The British island territory of Bermuda became the first national territory in the world to take away the right of same-sex couples to marry on Wednesday, reports NBC News.
Gov. John Rankin signed a bill replacing same-sex marriage with domestic partnerships in an attempt to balance opposition to same-sex marriage on the island while complying with European court rulings that ensure legal protections for same-sex couples.
Rankin claims the domestic partnership law grants same-sex couples rights that are “equivalent” to those of heterosexual couples.
The Human Rights Campaign issued the following statement after Bermuda’s Governor John Rankin signed the legislation into law:
Under the guise of passing domestic partnership benefits, the new law strips loving same-sex Bermudan couples of the right to marry.
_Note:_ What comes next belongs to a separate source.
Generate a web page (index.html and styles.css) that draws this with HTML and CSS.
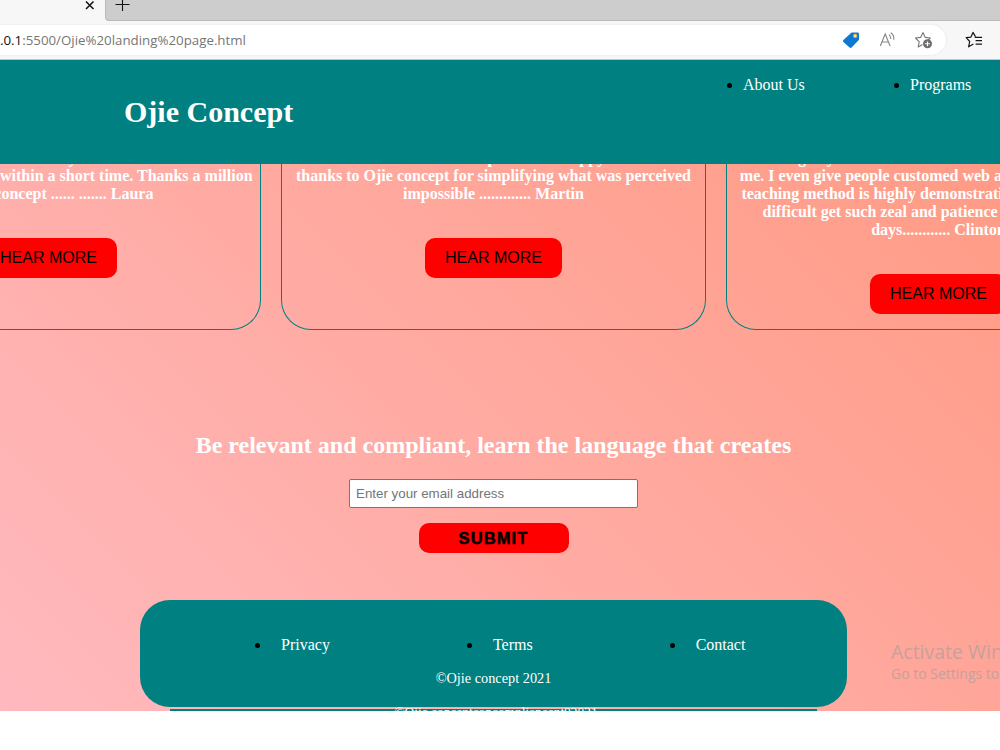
FILE: index.html
```
<!DOCTYPE html>
<html lang="en">
<head>
  <meta charset="UTF-8">
  <title>Ojie Concept</title>
  <link rel="stylesheet" href="styles.css">
</head>
<body>
  <div class="tabs">
    <div class="tab">
      <svg width="10" height="10" viewBox="0 0 10 10"><path d="M1 1.5l7.5 7.5M8.5 1.5L1 9" stroke="#111" stroke-width="1.5" fill="none"/></svg>
    </div>
    <div class="tab-strip">
      <svg width="15" height="15" viewBox="0 0 15 15"><path d="M7.5 0v14M.5 7.5h14" stroke="#111" stroke-width="1.1" fill="none"/></svg>
    </div>
  </div>
  <div class="toolbar">
    <div class="address">
      <span class="url"><b>.0.1</b>:5500/Ojie%20landing%20page.html</span>
      <svg class="icon-tag" width="18" height="18" viewBox="0 0 18 18">
        <path d="M9.6 1.4h6q1.4 0 1.4 1.4v6L9.6 16.6q-1 .9-2 0L1.4 11q-.9-1 0-2z" fill="#0a78d4"/>
        <circle cx="13.2" cy="4.9" r="1.8" fill="#ffe9a8" stroke="#e0a520" stroke-width=".9"/>
      </svg>
      <svg class="icon-read" width="18" height="18" viewBox="0 0 18 18" fill="none" stroke="#858585" stroke-width="1.1">
        <path d="M1.3 15L6.2 3l4.9 12M3 11h6.5M10 3.6q2 1.7 1.8 4.4M11.8 1.8q3.6 2.5 3 7"/>
      </svg>
      <svg class="icon-star" width="19" height="18" viewBox="0 0 19 18">
        <path d="M9 1.5l2.3 4.9 5 .6-3.8 3.8M9 1.5L6.6 6.4 1.4 7l3.8 3.7-1 5.3 4.3-2.4" fill="none" stroke="#777" stroke-width="1.1" stroke-linejoin="round"/>
        <circle cx="13.5" cy="12.8" r="4.5" fill="#6e6e6e"/>
        <path d="M13.5 10.4v4.8M11.1 12.8h4.8" stroke="#fff" stroke-width="1.1"/>
      </svg>
    </div>
    <svg class="icon-fav" width="18" height="18" viewBox="0 0 18 18" fill="none" stroke="#161616" stroke-width="1.2" stroke-linejoin="round">
      <path d="M10.4 5.6L8 1.4 5.9 6.1 1.2 6.7l3.5 3.8-1.1 5.3 4.8-2.7M9.8 6.3H17M10.6 9.7H17M10.6 13.1H17"/>
    </svg>
  </div>

  <div class="page">
    <header>
      <h1>Ojie Concept</h1>
      <ul>
        <li>About Us</li>
        <li>Programs</li>
      </ul>
    </header>

    <section class="reviews">
      <div class="card">
        <p>able to build my website<br>I learnt to code in php within a short time. Thanks a million<br>to Ojie concept ...... ....... Laura</p>
        <button>HEAR MORE</button>
      </div>
      <div class="card">
        <p>I am now a web developer and so happy indeed<br>thanks to Ojie concept for simplifying what was perceived<br>impossible ............. Martin</p>
        <button>HEAR MORE</button>
      </div>
      <div class="card">
        <p>Coding any kind of site is now an easier task for all of<br>me. I even give people customed web apps now. Ojie's best<br>teaching method is highly demonstrative and so it is very..<br>difficult get such zeal and patience in anyone these..<br>days............ Clinton</p>
        <button>HEAR MORE</button>
      </div>
    </section>

    <section class="subscribe">
      <h2>Be relevant and compliant, learn the language that creates</h2>
      <input type="email" placeholder="Enter your email address">
      <button>SUBMIT</button>
    </section>

    <footer>
      <ul>
        <li>Privacy</li>
        <li>Terms</li>
        <li>Contact</li>
      </ul>
      <p>©Ojie concept 2021</p>
    </footer>
    <div class="footer-repeat">©Ojie conceptconcompliancept02021</div>

    <div class="watermark">
      <div class="big">Activate Windows</div>
      <div>Go to Settings to activate Windows.</div>
    </div>
  </div>
</body>
</html>
```
FILE: styles.css
```
* {
  box-sizing: border-box;
}

body {
  margin: 0;
  height: 750px;
  overflow: hidden;
  background: white;
  font-family: "Liberation Serif", "Times New Roman", serif;
}

h1, h2, p, ul {
  margin: 0;
  padding: 0;
}

svg {
  display: block;
  flex-shrink: 0;
}

.tabs {
  display: flex;
  height: 21px;
  background: #f7f7f7;
}

.tab {
  width: 105px;
  padding-left: 85px;
}

.tab-strip {
  flex: 1;
  padding: 0 0 0 9px;
  background: #cdcdcd;
  border-left: 1px solid #bbb;
  border-bottom: 1px solid #bbb;
  border-bottom-left-radius: 4px;
}

.tab-strip svg {
  margin-top: -3px;
}

.toolbar {
  display: flex;
  align-items: center;
  height: 39px;
  background: #f7f7f7;
  border-bottom: 1px solid #c4c4c4;
}

.address {
  display: flex;
  align-items: center;
  width: 946px;
  height: 30px;
  background: white;
  border-radius: 0 15px 15px 0;
  box-shadow: 0 0 2px #ddd;
}

.url {
  width: 842px;
  font-family: "Open Sans", "Noto Sans", sans-serif;
  font-size: 13.3px;
  color: #767676;
}

.url b {
  font-weight: normal;
  color: #111;
}

.icon-read {
  margin-left: 19px;
}

.icon-star {
  margin-left: 17px;
}

.icon-fav {
  margin-left: 19px;
}

.page {
  position: relative;
  height: 651px;
  overflow: hidden;
  background: linear-gradient(45deg, pink -20%, coral 180%);
}

header {
  display: flex;
  height: 104px;
  padding-left: 124px;
  background: teal;
  color: white;
}

header h1 {
  flex: 0 0 619px;
  padding-top: 34px;
  font-size: 30px;
  line-height: 36px;
}

header ul {
  display: flex;
  padding-top: 16px;
  font-size: 16px;
  line-height: 18px;
}

header li {
  width: 167px;
  flex-shrink: 0;
}

li::marker {
  color: black;
}

.reviews {
  display: flex;
  gap: 20px;
  height: 166px;
  margin-left: -164px;
  overflow: hidden;
}

.card {
  flex: 0 0 425px;
  min-width: 0;
  height: 166px;
  border: 1px solid teal;
  border-top: none;
  border-radius: 0 0 30px 30px;
  text-align: center;
}

.card p {
  margin: -15px 0 35px;
  font-size: 16px;
  font-weight: bold;
  line-height: 18px;
  color: white;
  white-space: nowrap;
}

.card button {
  width: 137px;
  height: 40px;
  padding: 0;
  background: red;
  border: none;
  border-radius: 10px;
  font-family: "Liberation Sans", Arial, sans-serif;
  font-size: 16px;
}

.subscribe {
  display: flex;
  flex-direction: column;
  align-items: center;
  width: 987px;
  height: 270px;
  padding-top: 101px;
}

.subscribe h2 {
  font-size: 24px;
  line-height: 28px;
  color: white;
}

.subscribe input {
  width: 289px;
  height: 29px;
  margin: 20px 0 15px;
  padding: 0 6px;
  border: 1px solid #767676;
  border-radius: 2px;
  font-family: "Liberation Sans", Arial, sans-serif;
  font-size: 13.33px;
}

.subscribe button {
  width: 150px;
  height: 30px;
  background: red;
  border: none;
  border-radius: 10px;
  font-family: "Liberation Sans", Arial, sans-serif;
  font-size: 16.5px;
  font-weight: 900;
  letter-spacing: 1.1px;
  -webkit-text-stroke: 0.5px black;
}

footer {
  width: 707px;
  height: 107px;
  margin-left: 140px;
  padding-top: 36px;
  background: teal;
  border-radius: 30px;
  color: white;
}

footer ul {
  display: flex;
  gap: 163px;
  padding-left: 141px;
  font-size: 16px;
  line-height: 18px;
  list-style: none;
}

footer li {
  position: relative;
}

footer li::before {
  content: "";
  position: absolute;
  left: -26px;
  top: 7px;
  width: 5px;
  height: 5px;
  border-radius: 50%;
  background: black;
}

footer p {
  margin-top: 16px;
  font-size: 14.3px;
  line-height: 16px;
  text-align: center;
}

/* top edge of the next footer, cut off by the window */
.footer-repeat {
  height: 10px;
  width: 647px;
  margin: 2px 0 0 170px;
  padding-left: 5px;
  background: teal;
  color: white;
  font-size: 13.4px;
  line-height: 5px;
  text-align: center;
}

.watermark {
  position: absolute;
  left: 891px;
  top: 579px;
  font-family: "Open Sans", "Noto Sans", sans-serif;
  font-size: 14px;
  line-height: 20px;
  color: #c8a09b;
  white-space: nowrap;
}

.watermark .big {
  font-size: 19.5px;
  line-height: 25px;
}
```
“Governor Rankin and the Bermuda Parliament have shamefully made Bermuda the first national territory in the world to repeal marriage equality,” said Ty Cobb, director of HRC Global. “This decision strips loving same-sex couples of the right to marry and jeopardizes Bermuda’s international reputation and economy. Despite this deplorable action, the fight for marriage equality in Bermuda will continue until the day when every Bermudian is afforded the right to marry the person they love.”
In a letter to lawmakers, the Bermuda Tourism Authority had warned of consequences for the tourism industry if the measure became law, citing economic fallout over anti-LGBTQ measures in the U.S. states of North Carolina and Indiana in 2016 and 2015. The letter states, “Significantly, it’s not only LGBT travelers that care about equal rights based on sexual orientation. Our research indicates many companies, consumers and travelers, including the overwhelming majority of the younger visitors powering Bermuda’s growth, care about this issue. It’s why the fallout in North Carolina and Indiana has proven so detrimental.”
Bermuda achieved marriage equality through a Supreme Court ruling in May 2017 in a case brought by Bermudian Winston Godwin and his Canadian husband Greg DeRoche, who challenged the Registrar-General’s rejection of their initial application to marry.